Qui déterminera le niveau de la protection puisqu'il est
évident que chacun serait mieux protégé contre le vol et
l'agression s'il disposait d'un garde armé ? Sur le marché
libre, ce ont les achats volontaires de chaque individu qui décident
de la quantité et de la qualité des biens et services offerts
à chacun; mais quel critère peut-on appliquer quand ces
décisions relèvent des hommes de l'Etat ? La réponse est
qu'il n'y en a aucun, et que ces décisions étatiques ne peuvent
être que purement arbitraire.
Par ailleurs, on cherche en vain dans les écrits des
théoriciens de l'Etat libéral une conception cohérente
de la fiscalité, en ce qui concerne non seulement le niveau des
impôts mais aussi qui sera forcé de les payer. La théorie
usuelle de "la capacité de payer", par exemple, n'est rien
d'autre, comme le disait bien le libertarien Frank Chodorov, que la
philosophie du voleur de grand chemin: arracher à sa victime le plus
de butin possible - ce qui ne donne guère, on l'avouera, une
philosophie sociale convaincante, et elle est en plus aux antipodes du mode
de paiement caractéristique du marché libre. Car si on devait
forcer tout le monde à payer chaque bien et service en proportion de
son revenu, il n y aurait pas de système des prix et le marché
ne serait pas possible. (David Rockefeller, par exemple, pourrait être
forcé de payer un million de dollars pour une baguette de pain).

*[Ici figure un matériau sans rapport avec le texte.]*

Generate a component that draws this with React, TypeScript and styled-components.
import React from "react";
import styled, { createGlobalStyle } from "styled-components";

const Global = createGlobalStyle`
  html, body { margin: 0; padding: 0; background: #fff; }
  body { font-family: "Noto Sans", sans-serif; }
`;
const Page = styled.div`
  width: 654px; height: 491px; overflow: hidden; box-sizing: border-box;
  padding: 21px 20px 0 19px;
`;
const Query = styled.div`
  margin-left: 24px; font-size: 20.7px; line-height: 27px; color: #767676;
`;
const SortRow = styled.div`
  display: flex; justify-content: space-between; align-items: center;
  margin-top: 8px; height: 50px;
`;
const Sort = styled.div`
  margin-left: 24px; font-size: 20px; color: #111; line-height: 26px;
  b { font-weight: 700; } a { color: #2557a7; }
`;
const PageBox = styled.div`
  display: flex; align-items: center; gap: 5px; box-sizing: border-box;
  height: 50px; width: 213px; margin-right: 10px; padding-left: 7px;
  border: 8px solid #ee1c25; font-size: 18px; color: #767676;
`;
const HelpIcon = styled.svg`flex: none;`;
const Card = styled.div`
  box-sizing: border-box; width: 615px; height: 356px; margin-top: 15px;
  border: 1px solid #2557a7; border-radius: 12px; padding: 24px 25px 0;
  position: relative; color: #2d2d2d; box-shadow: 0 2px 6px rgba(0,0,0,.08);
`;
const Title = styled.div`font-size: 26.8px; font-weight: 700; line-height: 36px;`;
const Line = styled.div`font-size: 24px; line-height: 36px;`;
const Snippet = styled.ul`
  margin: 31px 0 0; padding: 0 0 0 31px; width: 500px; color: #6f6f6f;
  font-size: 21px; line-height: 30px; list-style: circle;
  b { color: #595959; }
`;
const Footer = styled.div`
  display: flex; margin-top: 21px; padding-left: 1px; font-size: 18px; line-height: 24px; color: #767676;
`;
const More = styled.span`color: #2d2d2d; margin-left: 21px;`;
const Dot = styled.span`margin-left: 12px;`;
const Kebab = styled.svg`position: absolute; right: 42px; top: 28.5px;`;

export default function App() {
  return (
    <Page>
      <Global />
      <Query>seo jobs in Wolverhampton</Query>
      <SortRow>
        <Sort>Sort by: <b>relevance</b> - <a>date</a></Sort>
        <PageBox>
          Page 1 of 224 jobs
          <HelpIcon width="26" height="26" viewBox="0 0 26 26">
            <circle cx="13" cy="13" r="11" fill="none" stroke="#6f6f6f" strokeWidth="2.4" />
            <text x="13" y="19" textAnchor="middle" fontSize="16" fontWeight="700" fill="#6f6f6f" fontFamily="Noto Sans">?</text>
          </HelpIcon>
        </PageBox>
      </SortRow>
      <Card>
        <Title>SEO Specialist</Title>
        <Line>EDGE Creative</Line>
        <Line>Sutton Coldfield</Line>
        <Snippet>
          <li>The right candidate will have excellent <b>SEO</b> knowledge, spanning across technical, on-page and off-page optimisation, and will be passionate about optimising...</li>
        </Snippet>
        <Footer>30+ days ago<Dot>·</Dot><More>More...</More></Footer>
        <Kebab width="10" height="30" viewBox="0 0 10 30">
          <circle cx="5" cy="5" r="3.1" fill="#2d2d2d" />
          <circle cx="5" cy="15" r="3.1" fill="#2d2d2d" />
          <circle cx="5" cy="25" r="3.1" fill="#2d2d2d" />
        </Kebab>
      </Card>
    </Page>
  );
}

Ensuite, aucun texte sur l'Etat minimum n'a jamais produit une théorie
sur l'étendue qui doit être soumise à son
autorité. Si les hommes de l'Etat doivent disposer d'un monopole
coercitif de la force dans un territoire donné, quelle est la
dimension de ce territoire? On n'a pas assez réfléchi sur le
fait que le monde a toujours existé dans un état d'anarchie
internationale, sans gouvernement commun, sans monopole coercitif de la
décision au-delà des divers Etats. Pourtant, les relations
internationales entre leurs citoyens privés ont
généralement fonctionné assez correctement malgré
cette absence d'un gouvernement unique au-dessus d'eux. Une action en
dommages ou un différend contractuel entre un Alsacien et un habitant
du Bade-Wurtemberg se règlent normalement sans problème, le
plaignant recourant habituellement à son système judiciaire
pour intenter des poursuites et les tribunaux de l'autre pays acceptant le
verdict. Les guerres et les conflits se produisent généralement
entre les gouvernements et non entre les citoyens privés des divers
pays.
Question plus fondamentale : un partisan de l'Etat limité
reconnaîtra-t-il le Droit de sécession d'une partie d'un pays ?

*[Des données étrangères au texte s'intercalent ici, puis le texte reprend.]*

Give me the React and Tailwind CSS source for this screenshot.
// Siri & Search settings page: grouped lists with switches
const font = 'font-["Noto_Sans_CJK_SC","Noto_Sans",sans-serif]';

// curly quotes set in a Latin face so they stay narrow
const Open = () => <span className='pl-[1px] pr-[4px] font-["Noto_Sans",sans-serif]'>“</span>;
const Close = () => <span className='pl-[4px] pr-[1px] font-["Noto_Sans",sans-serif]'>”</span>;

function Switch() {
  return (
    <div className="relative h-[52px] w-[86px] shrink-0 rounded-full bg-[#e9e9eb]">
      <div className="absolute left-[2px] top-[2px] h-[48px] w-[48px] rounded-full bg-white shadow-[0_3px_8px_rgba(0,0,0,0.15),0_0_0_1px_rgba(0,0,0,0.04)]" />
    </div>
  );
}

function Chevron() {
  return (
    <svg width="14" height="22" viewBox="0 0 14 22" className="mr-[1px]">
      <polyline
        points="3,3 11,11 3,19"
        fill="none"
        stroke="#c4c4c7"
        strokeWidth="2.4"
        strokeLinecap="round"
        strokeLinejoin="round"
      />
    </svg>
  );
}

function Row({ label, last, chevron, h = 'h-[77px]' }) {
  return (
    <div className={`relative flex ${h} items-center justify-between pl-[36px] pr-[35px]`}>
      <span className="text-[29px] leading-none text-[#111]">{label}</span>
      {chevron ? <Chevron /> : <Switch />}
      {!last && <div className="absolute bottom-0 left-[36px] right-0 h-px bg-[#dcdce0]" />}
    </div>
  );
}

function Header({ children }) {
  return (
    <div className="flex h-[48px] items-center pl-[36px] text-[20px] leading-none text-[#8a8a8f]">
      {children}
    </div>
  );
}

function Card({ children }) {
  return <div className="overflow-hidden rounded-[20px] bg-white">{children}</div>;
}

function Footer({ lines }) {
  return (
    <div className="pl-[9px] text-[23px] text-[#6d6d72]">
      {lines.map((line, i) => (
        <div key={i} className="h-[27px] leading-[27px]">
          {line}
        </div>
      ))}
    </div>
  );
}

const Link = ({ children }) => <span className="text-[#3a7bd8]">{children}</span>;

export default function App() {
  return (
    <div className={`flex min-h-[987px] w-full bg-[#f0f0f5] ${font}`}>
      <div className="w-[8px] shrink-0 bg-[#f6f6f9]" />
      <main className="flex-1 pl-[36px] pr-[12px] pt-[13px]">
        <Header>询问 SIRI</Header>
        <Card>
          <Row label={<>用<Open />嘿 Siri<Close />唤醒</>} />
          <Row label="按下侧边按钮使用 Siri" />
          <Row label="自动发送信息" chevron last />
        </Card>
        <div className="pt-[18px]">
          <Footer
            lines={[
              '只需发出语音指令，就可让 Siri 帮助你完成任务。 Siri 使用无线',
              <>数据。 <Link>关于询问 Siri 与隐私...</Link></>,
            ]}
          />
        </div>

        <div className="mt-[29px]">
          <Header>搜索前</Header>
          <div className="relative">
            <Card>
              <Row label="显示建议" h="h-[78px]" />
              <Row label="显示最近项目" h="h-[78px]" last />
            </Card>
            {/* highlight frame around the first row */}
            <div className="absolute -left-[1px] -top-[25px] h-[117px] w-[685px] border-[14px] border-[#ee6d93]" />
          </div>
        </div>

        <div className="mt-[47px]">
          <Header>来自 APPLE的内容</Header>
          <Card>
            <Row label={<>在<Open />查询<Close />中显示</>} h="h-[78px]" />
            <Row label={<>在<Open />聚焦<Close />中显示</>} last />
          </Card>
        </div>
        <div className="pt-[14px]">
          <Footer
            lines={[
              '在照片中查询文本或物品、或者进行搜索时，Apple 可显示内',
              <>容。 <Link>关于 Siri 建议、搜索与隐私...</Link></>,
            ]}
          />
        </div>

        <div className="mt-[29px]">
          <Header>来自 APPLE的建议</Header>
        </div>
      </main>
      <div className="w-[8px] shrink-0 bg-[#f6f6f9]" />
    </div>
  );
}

la region ouest de la Syldavie peut-elle légitimement se
séparer du pays ? Si non, pourquoi ? Si oui, comment trouver un point
de rupture logique au processus de sécession ? Est-ce qu'un petit
département ne pourrait pas faire sécession ? et ensuite une
commune ? et un arrondissement ou un quartier ? un pâté de maisons
? et au bout du compte un individu ? Dès lors que l'on admet un Droit
de sécession quelconque, la logique nous mène au Droit de
sécession individuelle, et donc à l'anarchie: chaque individu
pouvant faire sécession et retenir les services de sa propre agence de
protection, l'Etat s'écroule.
Enfin, le critère même du libéralisme, qui consiste
à limiter l'Etat à un rôle de protection de la personne
et de la propriété, souffre d'une incohérence fatale.

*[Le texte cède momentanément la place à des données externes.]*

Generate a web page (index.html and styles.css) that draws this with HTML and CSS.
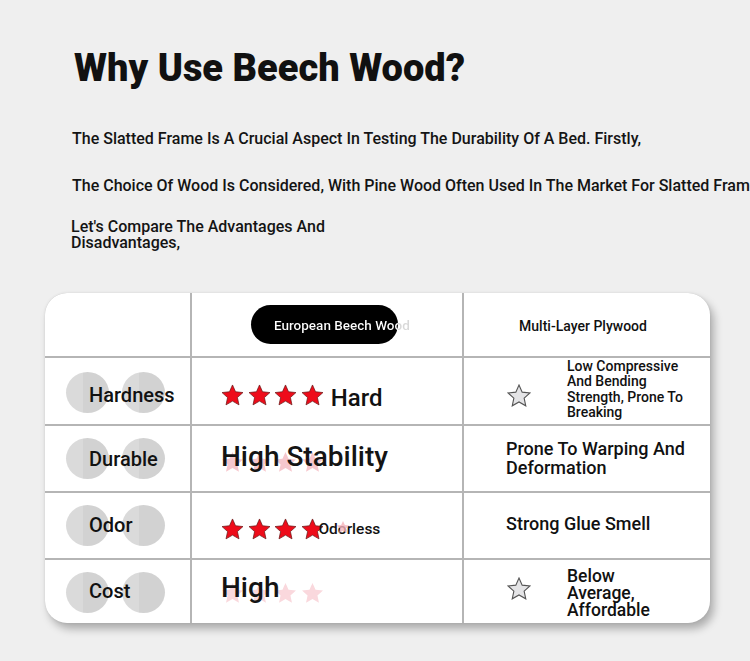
FILE: index.html
```html
<!DOCTYPE html>
<html lang="en">
<head>
<meta charset="utf-8">
<title>Why Use Beech Wood?</title>
<link rel="stylesheet" href="styles.css">
</head>
<body>
<svg width="0" height="0" class="defs" aria-hidden="true">
  <defs>
    <symbol id="star" viewBox="0 0 24 23">
      <path d="M12 1L15.18 8.13 22.94 8.95 17.14 14.17 18.76 21.8 12 17.9 5.24 21.8 6.86 14.17 1.06 8.95 8.82 8.13Z"/>
    </symbol>
  </defs>
</svg>
<div class="page">
  <h1 class="title">Why Use Beech Wood?</h1>
  <p class="line l1">The Slatted Frame Is A Crucial Aspect In Testing The Durability Of A Bed. Firstly,</p>
  <p class="line l2">The Choice Of Wood Is Considered, With Pine Wood Often Used In The Market For Slatted Frames.</p>
  <p class="line l3">Let's Compare The Advantages And<br>Disadvantages,</p>

  <div class="card">
    <div class="grid">
      <div class="cell"></div>
      <div class="cell hd2"><div class="pill"><span>European Beech Wood</span></div></div>
      <div class="cell hd3">Multi-Layer Plywood</div>

      <div class="cell lab r1"><div class="blobs"><i></i><i></i></div><div class="name">Hardness</div></div>
      <div class="cell c2 c2r1">
        <svg class="star red"><use href="#star"/></svg>
        <svg class="star red"><use href="#star"/></svg>
        <svg class="star red"><use href="#star"/></svg>
        <svg class="star red"><use href="#star"/></svg>
        <span class="hard">Hard</span>
      </div>
      <div class="cell c3 c3r1">
        <svg class="star grey"><use href="#star"/></svg>
        <div class="small">Low Compressive<br>And Bending<br>Strength, Prone To<br>Breaking</div>
      </div>

      <div class="cell lab r2"><div class="blobs"><i></i><i></i></div><div class="name">Durable</div></div>
      <div class="cell c2 stack r2s">
        <div class="pales">
          <svg class="star pale"><use href="#star"/></svg>
          <svg class="star pale"><use href="#star"/></svg>
          <svg class="star pale"><use href="#star"/></svg>
          <svg class="star pale"><use href="#star"/></svg>
        </div>
        <div class="big">High Stability</div>
      </div>
      <div class="cell c3 c3r2"><div class="mid">Prone To Warping And<br>Deformation</div></div>

      <div class="cell lab r3"><div class="blobs"><i></i><i></i></div><div class="name">Odor</div></div>
      <div class="cell c2 c2r3">
        <svg class="star red"><use href="#star"/></svg>
        <svg class="star red"><use href="#star"/></svg>
        <svg class="star red"><use href="#star"/></svg>
        <svg class="star red"><use href="#star"/></svg>
        <svg class="star faint"><use href="#star"/></svg>
        <span class="odorless">Odorless</span>
      </div>
      <div class="cell c3 c3r3"><div class="mid">Strong Glue Smell</div></div>

      <div class="cell lab r4"><div class="blobs"><i></i><i></i></div><div class="name">Cost</div></div>
      <div class="cell c2 stack r4s">
        <div class="pales">
          <svg class="star pale"><use href="#star"/></svg>
          <svg class="star pale"><use href="#star"/></svg>
          <svg class="star pale"><use href="#star"/></svg>
          <svg class="star pale"><use href="#star"/></svg>
        </div>
        <div class="big">High</div>
      </div>
      <div class="cell c3 c3r4">
        <svg class="star grey"><use href="#star"/></svg>
        <div class="low">Below<br>Average,<br>Affordable</div>
      </div>
    </div>
  </div>
</div>
</body>
</html>
```

FILE: styles.css
```css
* { box-sizing: border-box; }

html, body {
  margin: 0;
  padding: 0;
  background: #efefef;
}

body {
  font-family: Roboto, "Noto Sans", "Liberation Sans", sans-serif;
  color: #111;
  overflow: hidden;
}

.defs { position: absolute; width: 0; height: 0; }

.page {
  width: 750px;
  height: 661px;
  overflow: hidden;
  padding-top: 1px;
}

.title {
  margin: 45px 0 0 74px;
  font-size: 38px;
  line-height: 45px;
  font-weight: 900;
  color: #111;
}

.line {
  margin: 0 0 0 72px;
  font-size: 16px;
  line-height: 20px;
  font-weight: 500;
  white-space: nowrap;
  color: #141414;
}

.l1 { margin-top: 38px; }
.l2 { margin-top: 26.5px; }
.l3 { margin-top: 23.5px; margin-left: 71px; line-height: 15.5px; }

.card {
  margin: 43px 0 0 45px;
  width: 665px;
  border-radius: 22px;
  background: #b5b5b5;
  overflow: hidden;
  box-shadow: 0 0 3px rgba(0, 0, 0, 0.08), 4px 6px 9px rgba(0, 0, 0, 0.28);
}

.grid {
  display: grid;
  grid-template-columns: 145px 270px 246px;
  grid-template-rows: 63px 66px 65px 65px 63px;
  gap: 2px;
}

.cell { background: #fff; }

/* header */
.hd2 {
  display: flex;
  align-items: center;
  padding-left: 59px;
}

.pill {
  width: 147px;
  height: 39px;
  border-radius: 20px;
  background: #000;
  display: flex;
  align-items: center;
  padding-left: 23px;
  white-space: nowrap;
}

.pill span {
  font-size: 13.5px;
  font-weight: 500;
  background: linear-gradient(90deg, #fff 0 124px, #d8d8d8 124px);
  -webkit-background-clip: text;
  background-clip: text;
  color: transparent;
}

.hd3 {
  display: flex;
  align-items: center;
  justify-content: center;
  padding: 3px 8px 0 0;
  font-size: 14px;
  font-weight: 500;
  color: #111;
}

/* label column */
.lab { display: grid; }

.blobs, .name { grid-area: 1 / 1; align-self: start; }

.blobs {
  display: flex;
  gap: 13px;
  margin: 12px 0 0 21px;
}

.blobs i {
  width: 43px;
  height: 41px;
  border-radius: 50%;
  background: linear-gradient(90deg, #dadada 0 40%, #d2d2d2 40%);
}

.name {
  margin: 20px 0 0 44px;
  font-size: 20px;
  line-height: 24px;
  font-weight: 500;
  color: #111;
}

.r1 .blobs { margin-top: 14px; }
.r1 .name { margin-top: 25px; }
.r2 .name { margin-top: 21px; }
.r3 .name { margin-top: 20px; }
.r4 .name { margin-top: 18.5px; }

/* stars */
.star { width: 23px; height: 22px; flex: none; }
.red { fill: #ee0c1a; stroke: #6e1c1c; stroke-width: 0.8; stroke-linejoin: round; }
.grey { width: 24px; height: 23px; fill: #e4e4e6; stroke: #555; stroke-width: 1.1; }
.pale { fill: #f09aa6; opacity: 0.55; }
.faint { width: 14px; height: 16px; fill: #f6b3bb; opacity: 0.8; margin: 1px 0 0 8px; }

/* column 2 */
.c2 { padding-left: 29px; }

.c2r1, .c2r3 {
  display: flex;
  align-items: flex-start;
  gap: 3.7px;
}

.c2r1 .star { margin-top: 26px; }

.hard {
  margin: 27.5px 0 0 3px;
  font-size: 24px;
  line-height: 24px;
  font-weight: 500;
}

.c2r3 .red { margin-top: 24.7px; }
.c2r3 .faint { margin-top: 26px; }

.odorless {
  margin: 27px 0 0 -35px;
  font-size: 15.5px;
  line-height: 18px;
  font-weight: 500;
  color: #111;
}

.stack { display: grid; }
.pales, .big { grid-area: 1 / 1; align-self: start; }

.pales {
  display: flex;
  gap: 3.7px;
  margin-top: 25px;
}

.r4s .pales { margin-top: 22px; opacity: 0.7; }

.big {
  position: relative;
  margin-top: 14.5px;
  font-size: 28px;
  line-height: 32px;
  font-weight: 500;
  color: #141414;
}

.r4s .big { margin-top: 11.5px; }

/* column 3 */
.c3 {
  display: flex;
  align-items: flex-start;
  padding-left: 43px;
}

.c3r1 .grey { margin-top: 26px; }

.small {
  margin: 0.7px 0 0 36px;
  font-size: 14px;
  line-height: 15.4px;
  font-weight: 500;
  white-space: nowrap;
}

.c3r2, .c3r3 { padding-left: 42px; }

.mid {
  font-size: 18px;
  line-height: 19px;
  font-weight: 500;
  white-space: nowrap;
}

.c3r2 .mid { margin-top: 13.3px; }
.c3r3 .mid { margin-top: 20.6px; }

.c3r4 .grey { margin-top: 17px; }

.low {
  margin: 8px 0 0 36px;
  font-size: 17.5px;
  line-height: 17px;
  font-weight: 500;
  white-space: nowrap;
}
```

Car si l'impôt est légitime, pourquoi les hommes de l'Etat
n'imposeraient-ils pas aussi leurs sujets pour fournir d'autres biens et
services utiles aux consommateurs? Pourquoi par exemple, ne faudrait-il pas
que les hommes de l'Etat construisent des aciéries ou des barrages,
produisent des chaussures, offrent des services postaux, etc. ? Toutes ces
choses sont utiles au consommateur. Le libéral objectera-t-il que
c'est à cause de la coercition fiscale que cela exige que les hommes
de l'Etat ne doivent pas construire des aciéries ou des usines de
chaussures ni offrir (gratuitement ou non) aux consommateurs les biens
produits ? Mais cette objection s'applique également à la
police et aux tribunaux de l'Etat. Si on accepte l'Etat libéral, les
hommes de l'Etat ne seraient pas moins justifiés en fournissant
l'acier ou le logement qu'en fournissant la protection policière. Si
la thèse de la limitation de l'Etat au domaine de la
sécurité ne se défend même pas dans la
théorie du libéralisme, comment se défendrait-elle avec
d'autres arguments ? Il est vrai que l'idéal de l'Etat limité
peut quand même servir à empêcher des activités
étatiques coercitives au "second degré"
(c'est-à-dire au-delà de la coercition initiale de
l'impôt) telles que les contrôles de prix ou l'interdiction de la
pornographie par exemple ; mais ces limites sont bien poreuses et dans la
pratique, on peut les repousser jusqu'à ce qu'on parvienne au
collectivisme total où les hommes de l'Etat n'offriraient que des
biens et des services, mais les offriraient tous.